Consider a DSBSC signal s(t) = m(t).cos(2.pi.20k.t) where say m(t) is multi-tone signal with frequencies less than 5 kHz.

The spectrum gives a typical bandpass say triangle centred around 20k and -20k. Now, when I calculate the minimum sampling rate;

Since the highest frequency is not an integer multiple of bandwidth of the bandpass signal; I end up getting the sampling rate as 25 KHz.

But when I draw the spectrum for the sampling rate of 10 kHz, the message signal centred at origin was doubled in amplitude and there was no aliasing as well.

Does that mean the minimum sampling rate is indeed 10 kHz?

I have used the typical bandpass sampling rate procedure many times, this was the first time it failed in giving me the minimum sampling rate!

edit: I doubt that the 10 kHz would be the minimum sampling rate to recover the message signal while the bandpass sampling rate of 25 kHz is the one which recovers the bandpass spectrum!

Also, if the above conclusion is correct, is it independent of the carrier frequency (Fc>>Fm)?

Answer 1

The problem is that the general criterion for bandpass sampling (which results in $25\text{ kHz}\leq f_s\leq 30\text{ kHz}$) applies for general signals, whose spectrum may not be symmetric around $f_c$. In your example, sampling at 10 kHz would fail because spectrums of different shapes overlap.

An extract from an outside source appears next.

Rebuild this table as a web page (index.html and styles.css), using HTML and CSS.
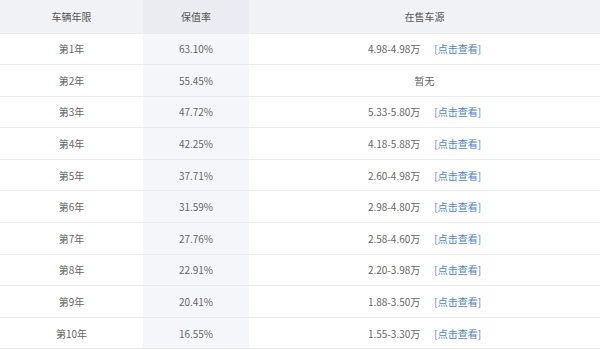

The most complete resource I know on bandpass sampling is "The theory of bandpass sampling", by Vaughan et al, IEEE Trans. on Signal Processing, 1991, Vol. 39, Issue 9 (http://dx.doi.org/10.1109%2F78.134430). At the start of page 4, it specifies that in the special case of DSB signals, the minimum sampling interval is $1/B$, where $B$ is the bandwidth (for both sidebands). This corresponds to your case, where the minimum sampling rate is 10 kHz, equal to the signal's bandwidth.

Answer 2

Your rule does not take advantage of the double sideband symmetry.

The positive peaks of the cosine have a value of 1 and occur at a rate of 20 kHz. Sampling at the positive peaks of the cosine gives you directly samples of $m(t)$. The obtained 20 kHz sampling frequency is sufficient because even 2 × 5 kHz = 10 kHz is enough to sample $m(t)$. Throw away every second sample to arrive at the critical sampling frequency 10 kHz, still not losing information about $m(t)$.

The catch is that you must be able to synchronize to the cosine carrier. Otherwise you might even sample where its value is zero, losing all information. You also need the synchronization if you want to reconstruct the carrier which is lost by the sampling.